It can be a pivotal point for a child when they can paint a picture of what they are studying, whether it's a mental picture or a picture on paper, and whether it's for reading comprehension, mathematics, or science. The pivotal point for my daughter came when she started using an interactive animated online learning program. Time4Learning provided her with pictures she needed to understand or make that connection. She could now remember what she had seen on the computer screen. She was now not only hearing it, but seeing it pictured as well. It was different than reading it herself in a textbook or just hearing me teach it to her. She was getting that third element that she so needed. She was now visualizing it.

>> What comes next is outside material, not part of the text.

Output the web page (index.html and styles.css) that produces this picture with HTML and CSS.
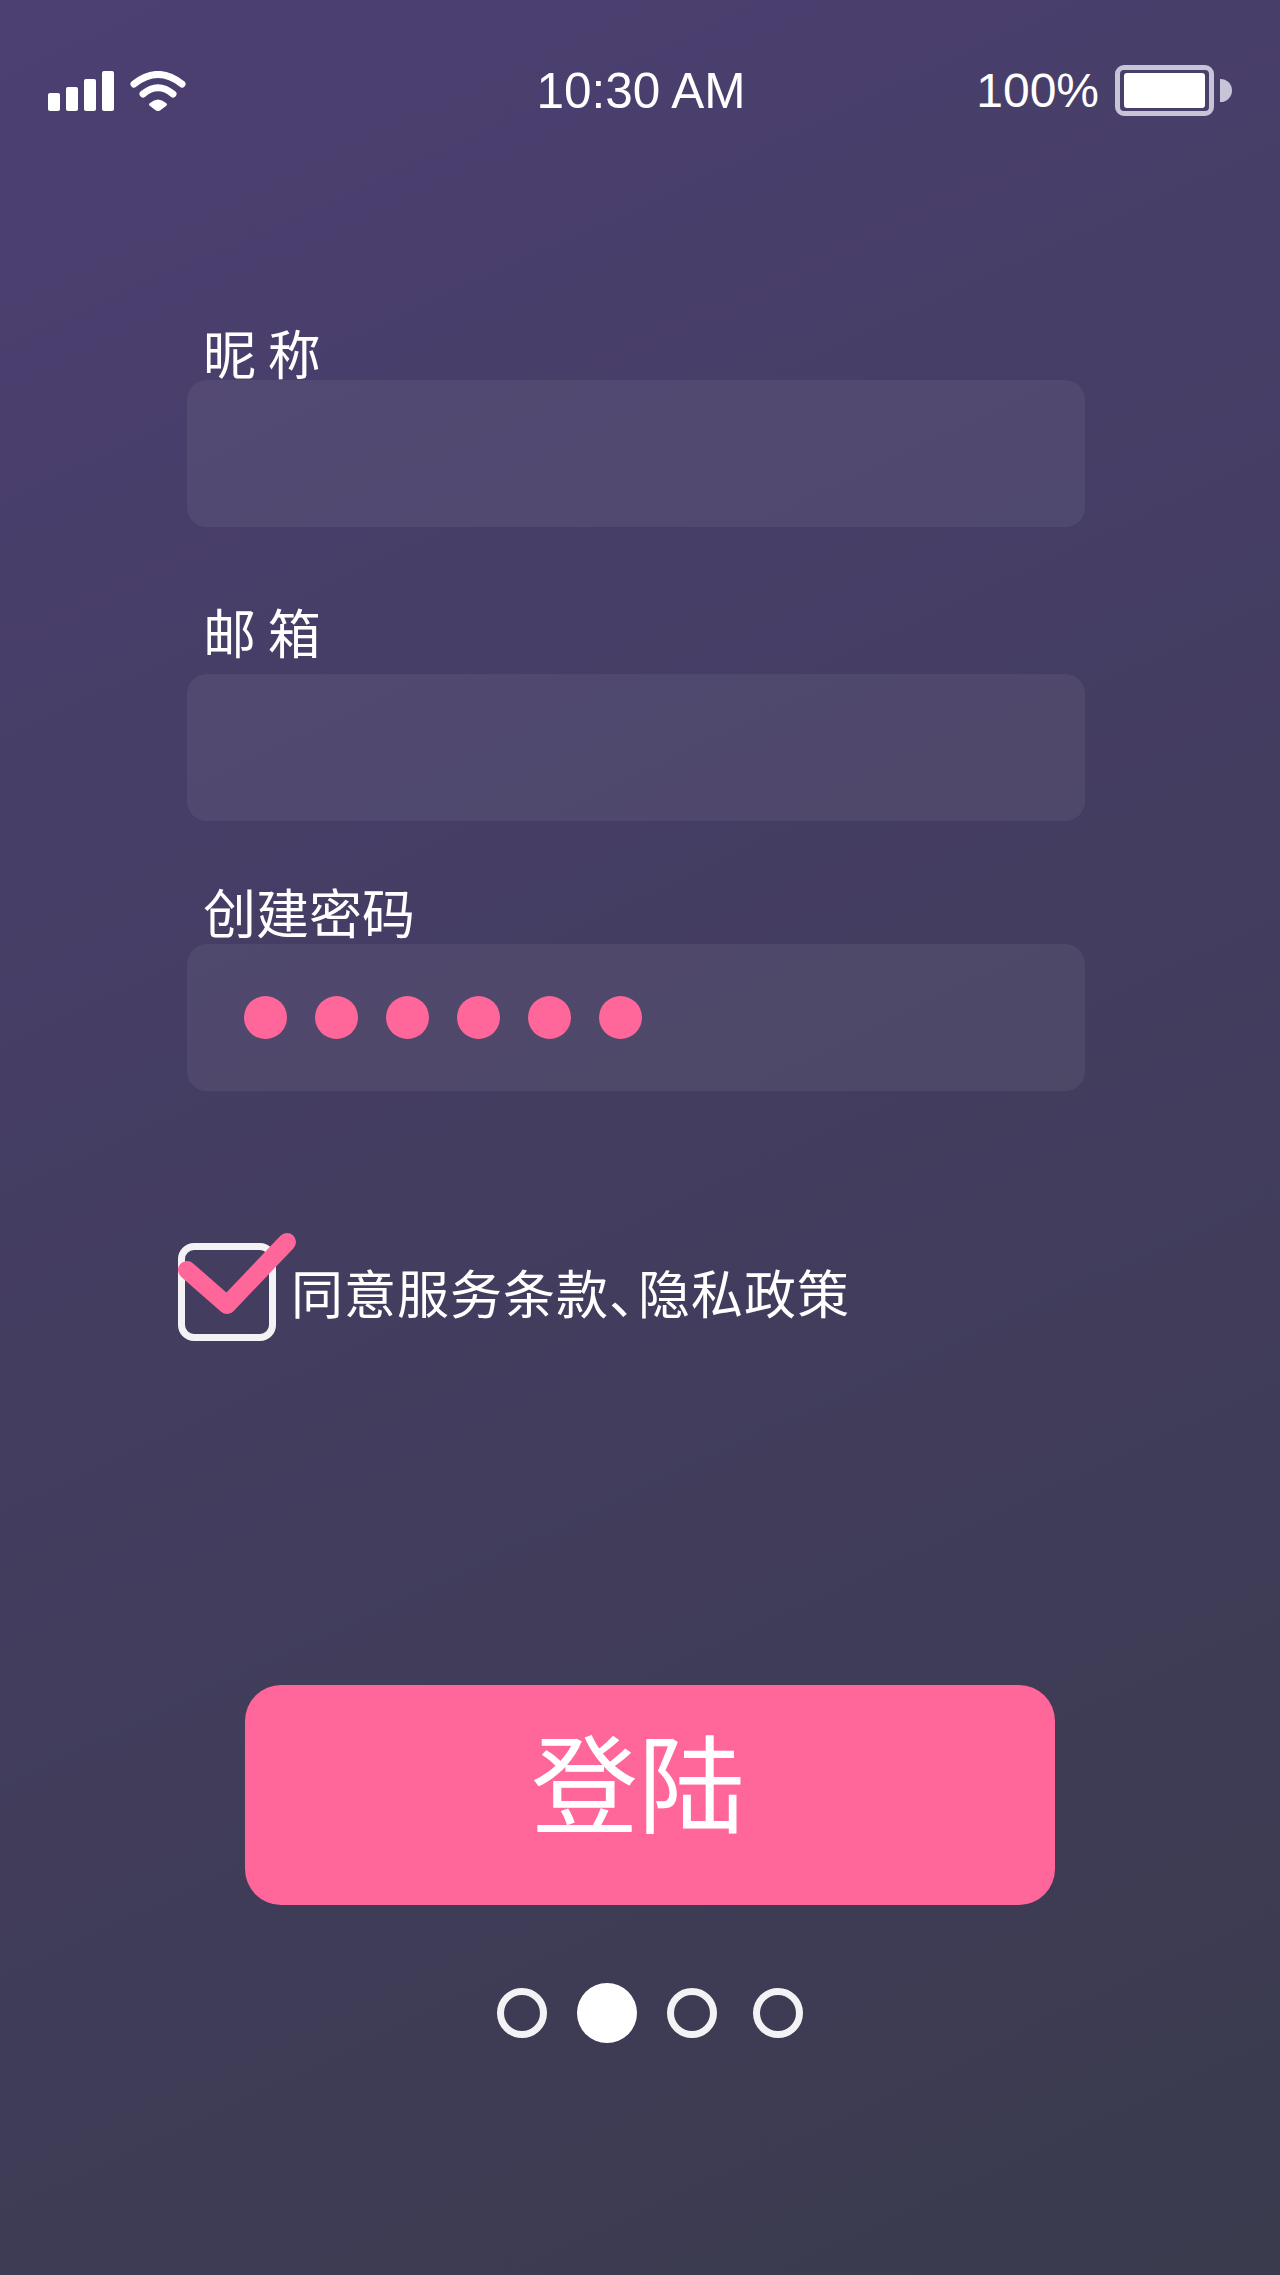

She could now retain and bring back to memory the pictures she had seen. Learning started to become interesting and fun for her. We can take advantage of the visual elements that a computer can provide in teaching any subject or concept. The computer is an essential tool for my visual-spatial learner. Online interactive games, lapbooking, drawing pictures, manipulatives, educational songs, picture cards or flashcards are also creative tools we can use.
Wednesday, March 27, 2013
Painting A Picture
Teaching a visual-spatial learner keeps me on my toes in making learning fun and creative. We're working on reading comprehension now. Teaching a child to read is the first step. The next steps to making a good reader are teaching the child to understand what they've read and to predict what may happen next in the story. As I read to my daughter, we often stop, close our eyes, and picture what we just read. I will help her paint a mental picture of the scenario we just read. I have her do worksheets to help her practice her handwriting and to help her put her thoughts or 'pictures' into words. After reading a paragraph for which she has to answer questions on a worksheet, I ask her the questions orally first. If necessary, I will also give her visual clues. Visualizing the story has had a dramatic improvement in her reading comprehension.